Überhaupt wird der Klassenkampf sogleich zum Terrorregime – „Occupy“ als französische Revolution, mit Instant-Tribunalen, bei denen der psychopathische Scarecrow (Cilian Murphy) präsidiert. Andererseits verbringt der Großteil der angeblich revoltierenden Massen den Rest des Films in ängstlichen Rückzugsgefechten. Wegen des nuklearen Sprengsatzes, den Bane zünden will.

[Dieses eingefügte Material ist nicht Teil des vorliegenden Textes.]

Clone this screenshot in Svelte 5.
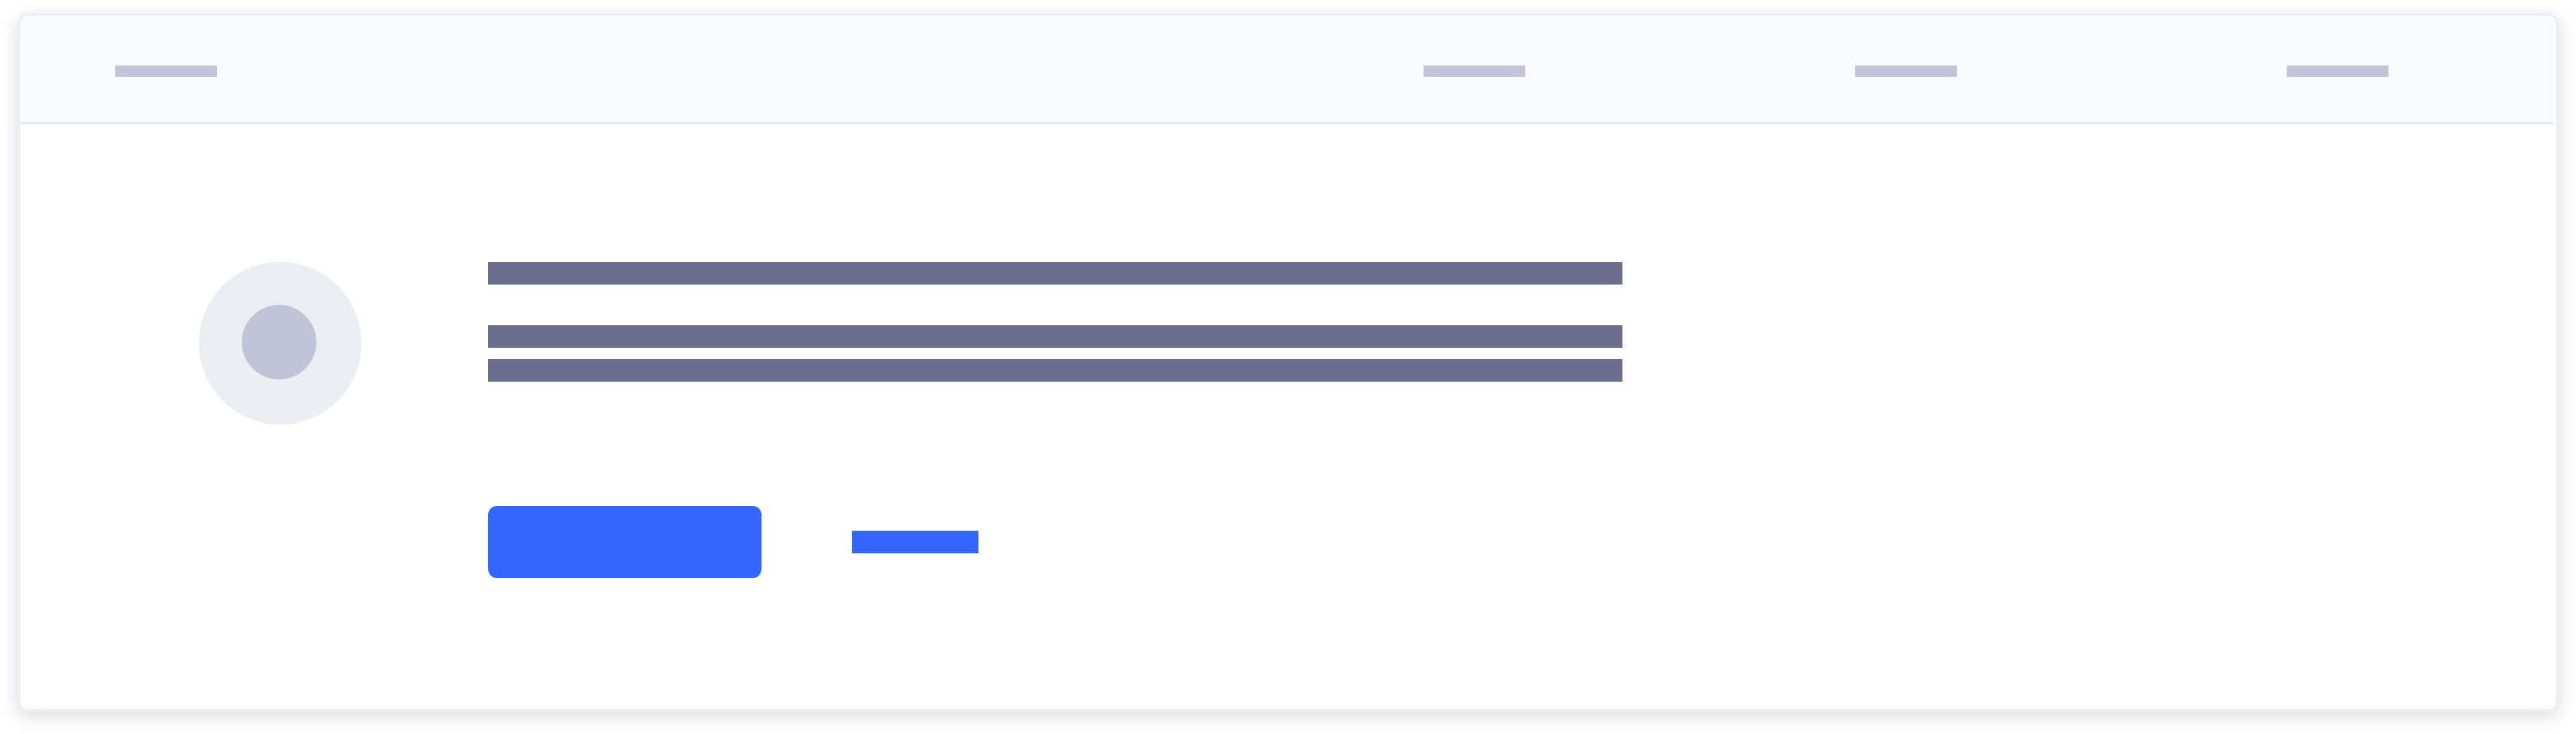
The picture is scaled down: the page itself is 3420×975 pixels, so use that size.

Ergibt logisch noch weniger Sinn, sorgt aber für die besten Szenen des Films: Seine Ankündigung unterstreicht Bane mit einer eindrucksvollen Serie von Explosionen, die im Panoramaformat die Stadt verwüsten. In der Klarheit seiner Action-Inszenierung hat Nolan unbestreitbar Fortschritte gemacht.

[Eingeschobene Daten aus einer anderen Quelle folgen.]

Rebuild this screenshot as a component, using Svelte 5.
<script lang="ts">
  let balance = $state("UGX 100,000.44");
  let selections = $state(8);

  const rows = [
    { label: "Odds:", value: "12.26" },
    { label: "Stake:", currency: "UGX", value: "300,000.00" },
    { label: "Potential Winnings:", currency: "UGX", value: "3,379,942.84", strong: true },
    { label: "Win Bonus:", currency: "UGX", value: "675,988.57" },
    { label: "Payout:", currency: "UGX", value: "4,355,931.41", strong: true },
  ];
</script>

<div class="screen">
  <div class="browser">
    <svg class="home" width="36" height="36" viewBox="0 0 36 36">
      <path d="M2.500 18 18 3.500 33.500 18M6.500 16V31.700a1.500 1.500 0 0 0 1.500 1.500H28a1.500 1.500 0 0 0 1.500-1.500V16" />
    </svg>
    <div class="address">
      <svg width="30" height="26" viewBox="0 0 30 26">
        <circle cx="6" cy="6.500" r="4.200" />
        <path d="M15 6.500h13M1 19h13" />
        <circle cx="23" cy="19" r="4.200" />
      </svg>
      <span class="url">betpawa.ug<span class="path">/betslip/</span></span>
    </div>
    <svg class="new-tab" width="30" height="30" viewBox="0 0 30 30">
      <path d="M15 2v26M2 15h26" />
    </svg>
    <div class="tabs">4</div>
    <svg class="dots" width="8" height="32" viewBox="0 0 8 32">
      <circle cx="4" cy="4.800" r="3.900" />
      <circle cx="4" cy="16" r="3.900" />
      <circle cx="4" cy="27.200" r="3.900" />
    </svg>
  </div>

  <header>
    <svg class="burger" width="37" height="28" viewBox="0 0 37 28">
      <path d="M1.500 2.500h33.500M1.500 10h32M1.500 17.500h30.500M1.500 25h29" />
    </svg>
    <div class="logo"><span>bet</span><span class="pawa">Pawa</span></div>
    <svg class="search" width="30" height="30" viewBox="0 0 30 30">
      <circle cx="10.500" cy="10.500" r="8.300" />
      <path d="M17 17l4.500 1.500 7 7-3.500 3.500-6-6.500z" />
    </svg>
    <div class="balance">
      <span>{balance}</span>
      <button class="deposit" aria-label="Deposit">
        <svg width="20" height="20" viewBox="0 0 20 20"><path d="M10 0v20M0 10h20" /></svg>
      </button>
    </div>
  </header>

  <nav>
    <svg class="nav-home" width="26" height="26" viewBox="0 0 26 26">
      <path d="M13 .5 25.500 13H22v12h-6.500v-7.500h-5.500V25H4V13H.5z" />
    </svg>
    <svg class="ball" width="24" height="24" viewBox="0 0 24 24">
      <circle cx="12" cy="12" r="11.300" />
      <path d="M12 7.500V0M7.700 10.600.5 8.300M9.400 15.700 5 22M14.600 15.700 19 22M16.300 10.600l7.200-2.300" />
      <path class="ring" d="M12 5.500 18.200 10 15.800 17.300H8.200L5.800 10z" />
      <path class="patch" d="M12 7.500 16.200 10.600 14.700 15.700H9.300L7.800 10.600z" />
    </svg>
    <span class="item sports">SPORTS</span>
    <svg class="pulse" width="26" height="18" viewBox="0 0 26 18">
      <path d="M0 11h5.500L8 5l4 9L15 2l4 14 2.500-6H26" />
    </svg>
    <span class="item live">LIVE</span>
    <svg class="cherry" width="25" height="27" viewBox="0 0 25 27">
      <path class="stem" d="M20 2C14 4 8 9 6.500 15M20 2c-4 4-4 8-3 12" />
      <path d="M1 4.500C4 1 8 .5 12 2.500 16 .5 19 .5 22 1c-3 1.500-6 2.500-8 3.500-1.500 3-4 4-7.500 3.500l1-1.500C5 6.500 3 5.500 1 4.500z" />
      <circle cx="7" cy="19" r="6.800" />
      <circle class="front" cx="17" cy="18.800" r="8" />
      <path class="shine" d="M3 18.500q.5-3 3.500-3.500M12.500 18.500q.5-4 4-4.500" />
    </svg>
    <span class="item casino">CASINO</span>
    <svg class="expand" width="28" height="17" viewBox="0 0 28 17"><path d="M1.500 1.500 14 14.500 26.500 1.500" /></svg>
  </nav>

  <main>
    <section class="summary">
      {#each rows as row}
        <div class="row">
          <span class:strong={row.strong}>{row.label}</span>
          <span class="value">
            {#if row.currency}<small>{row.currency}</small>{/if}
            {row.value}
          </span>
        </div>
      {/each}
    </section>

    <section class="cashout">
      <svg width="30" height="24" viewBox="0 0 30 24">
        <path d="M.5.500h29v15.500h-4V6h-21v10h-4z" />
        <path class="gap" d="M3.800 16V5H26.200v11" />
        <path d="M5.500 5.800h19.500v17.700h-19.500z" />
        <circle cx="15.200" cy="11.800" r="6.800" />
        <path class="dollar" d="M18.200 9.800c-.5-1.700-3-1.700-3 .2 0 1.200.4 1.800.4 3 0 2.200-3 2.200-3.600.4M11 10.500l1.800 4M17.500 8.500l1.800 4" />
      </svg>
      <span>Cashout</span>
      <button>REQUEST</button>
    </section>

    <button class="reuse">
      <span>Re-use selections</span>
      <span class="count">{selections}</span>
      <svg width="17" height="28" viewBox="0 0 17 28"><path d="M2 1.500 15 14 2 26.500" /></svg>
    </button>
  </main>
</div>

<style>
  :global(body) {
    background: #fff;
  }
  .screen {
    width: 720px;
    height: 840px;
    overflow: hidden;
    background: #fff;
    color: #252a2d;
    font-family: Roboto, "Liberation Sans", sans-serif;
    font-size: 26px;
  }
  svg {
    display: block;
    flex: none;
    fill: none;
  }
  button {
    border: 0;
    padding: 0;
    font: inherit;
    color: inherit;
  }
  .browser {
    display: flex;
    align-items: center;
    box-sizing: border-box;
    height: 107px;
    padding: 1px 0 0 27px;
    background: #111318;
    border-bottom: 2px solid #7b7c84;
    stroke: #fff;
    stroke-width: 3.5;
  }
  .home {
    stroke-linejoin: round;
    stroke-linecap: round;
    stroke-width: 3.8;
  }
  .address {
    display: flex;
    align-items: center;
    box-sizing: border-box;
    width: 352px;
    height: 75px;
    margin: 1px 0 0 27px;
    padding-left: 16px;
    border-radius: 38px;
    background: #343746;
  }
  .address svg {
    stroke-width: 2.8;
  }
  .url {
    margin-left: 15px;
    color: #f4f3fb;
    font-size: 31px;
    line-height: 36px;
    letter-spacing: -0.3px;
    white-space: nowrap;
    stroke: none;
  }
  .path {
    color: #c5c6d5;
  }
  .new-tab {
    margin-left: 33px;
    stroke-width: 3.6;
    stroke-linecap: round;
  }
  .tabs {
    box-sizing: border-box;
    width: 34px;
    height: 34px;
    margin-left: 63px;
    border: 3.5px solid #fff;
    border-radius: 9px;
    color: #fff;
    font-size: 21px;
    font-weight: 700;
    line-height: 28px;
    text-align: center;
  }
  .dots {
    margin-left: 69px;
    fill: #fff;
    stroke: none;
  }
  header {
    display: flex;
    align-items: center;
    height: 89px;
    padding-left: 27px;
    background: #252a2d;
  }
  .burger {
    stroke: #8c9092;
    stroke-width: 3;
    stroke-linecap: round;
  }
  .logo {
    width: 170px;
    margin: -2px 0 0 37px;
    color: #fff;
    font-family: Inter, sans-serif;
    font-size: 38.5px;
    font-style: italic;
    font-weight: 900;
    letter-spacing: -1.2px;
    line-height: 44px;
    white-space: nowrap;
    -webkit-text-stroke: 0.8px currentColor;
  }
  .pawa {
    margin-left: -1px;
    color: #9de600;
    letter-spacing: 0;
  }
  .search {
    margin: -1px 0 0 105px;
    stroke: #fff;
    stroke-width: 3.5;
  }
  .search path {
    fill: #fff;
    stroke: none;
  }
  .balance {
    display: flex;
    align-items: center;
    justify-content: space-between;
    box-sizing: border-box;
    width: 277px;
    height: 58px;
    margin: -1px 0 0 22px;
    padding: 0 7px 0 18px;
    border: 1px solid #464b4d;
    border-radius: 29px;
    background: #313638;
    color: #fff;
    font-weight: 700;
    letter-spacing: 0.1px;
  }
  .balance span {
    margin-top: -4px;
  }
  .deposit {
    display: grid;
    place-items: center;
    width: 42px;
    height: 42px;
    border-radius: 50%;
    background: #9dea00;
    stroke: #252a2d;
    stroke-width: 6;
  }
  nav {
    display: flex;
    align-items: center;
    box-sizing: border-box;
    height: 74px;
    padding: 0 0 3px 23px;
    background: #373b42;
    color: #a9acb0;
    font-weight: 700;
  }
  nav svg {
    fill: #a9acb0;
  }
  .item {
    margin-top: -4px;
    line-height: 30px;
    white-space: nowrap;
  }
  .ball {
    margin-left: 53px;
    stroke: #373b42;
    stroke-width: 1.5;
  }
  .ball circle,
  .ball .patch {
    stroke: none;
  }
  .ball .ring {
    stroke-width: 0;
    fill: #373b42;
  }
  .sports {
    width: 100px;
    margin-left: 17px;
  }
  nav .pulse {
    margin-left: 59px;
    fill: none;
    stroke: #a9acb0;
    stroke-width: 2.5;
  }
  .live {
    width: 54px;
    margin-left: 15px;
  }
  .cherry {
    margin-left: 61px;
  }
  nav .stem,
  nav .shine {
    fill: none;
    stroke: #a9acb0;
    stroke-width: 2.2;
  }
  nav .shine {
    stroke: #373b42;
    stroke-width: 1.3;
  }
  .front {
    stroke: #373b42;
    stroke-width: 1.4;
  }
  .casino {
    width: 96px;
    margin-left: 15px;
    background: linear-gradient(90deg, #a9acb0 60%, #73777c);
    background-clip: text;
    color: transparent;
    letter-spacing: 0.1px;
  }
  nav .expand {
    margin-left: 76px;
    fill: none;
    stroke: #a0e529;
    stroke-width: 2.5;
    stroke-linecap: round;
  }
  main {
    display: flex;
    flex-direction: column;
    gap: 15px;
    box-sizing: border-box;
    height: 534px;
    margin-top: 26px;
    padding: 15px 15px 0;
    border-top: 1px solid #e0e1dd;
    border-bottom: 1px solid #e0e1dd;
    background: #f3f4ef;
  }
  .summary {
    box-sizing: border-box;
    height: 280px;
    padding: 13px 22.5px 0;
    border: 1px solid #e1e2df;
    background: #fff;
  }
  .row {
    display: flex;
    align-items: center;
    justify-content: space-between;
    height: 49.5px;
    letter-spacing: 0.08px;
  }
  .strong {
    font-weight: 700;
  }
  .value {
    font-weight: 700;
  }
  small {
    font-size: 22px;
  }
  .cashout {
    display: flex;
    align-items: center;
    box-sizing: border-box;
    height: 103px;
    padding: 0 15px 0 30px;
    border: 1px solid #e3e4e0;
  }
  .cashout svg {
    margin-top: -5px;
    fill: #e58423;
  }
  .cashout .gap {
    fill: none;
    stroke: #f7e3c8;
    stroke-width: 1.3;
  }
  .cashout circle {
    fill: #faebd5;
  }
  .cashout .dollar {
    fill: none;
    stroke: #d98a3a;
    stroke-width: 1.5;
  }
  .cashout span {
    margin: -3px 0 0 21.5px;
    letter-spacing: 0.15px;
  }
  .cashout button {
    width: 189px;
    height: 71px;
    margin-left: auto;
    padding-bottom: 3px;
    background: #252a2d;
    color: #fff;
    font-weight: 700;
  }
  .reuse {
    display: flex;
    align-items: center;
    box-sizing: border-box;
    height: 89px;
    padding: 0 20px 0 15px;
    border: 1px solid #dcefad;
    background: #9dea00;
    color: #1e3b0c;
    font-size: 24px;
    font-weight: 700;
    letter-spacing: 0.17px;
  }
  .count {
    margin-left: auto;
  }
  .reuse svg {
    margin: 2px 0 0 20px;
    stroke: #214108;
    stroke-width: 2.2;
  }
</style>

Zwei großartige Szenen für Michael Caine

Die Motivation der Action bleibt allerdings, ebenso wie die der Charaktere, schmerzlich unterentwickelt. Nur Michael Caine als treuer Butler Alfred demonstriert in zwei viel zu kurzen Szenen souverän, welches emotionale Potenzial eigentlich vorhanden wäre. Stattdessen soll Hans Zimmers unerbittlich pumpender Soundtrack für Spannungsersatz sorgen. Ohne einen Gegenspieler wie den Joker, dessen Anarchie Nolans zweitem Batman-Film buchstäblich den Brennpunkt gab, bleibt aber nur ein größtenteils erstaunlich langatmiges Arrangement von Versatzstücken mit dem staubigen Retroflair von 1980er-Untergangsszenarien. Bei allem Bemühen, die Batman-Trilogie als die große Popkultur-Paraphrase zu 9/11 und dem War on Terror zu zelebrieren: Selbst die erstmalige Verwendung von Wahrzeichen New Yorks im (aus mehreren Städten komponierten) Gotham City des Films bringt den Film der Wirklichkeit nicht näher – als Politkommentar bleibt er Gestammel. Als Mythos nur zeitgeistig aufgewärmte Überambition. Auch darin: jenseits von Gut und Böse.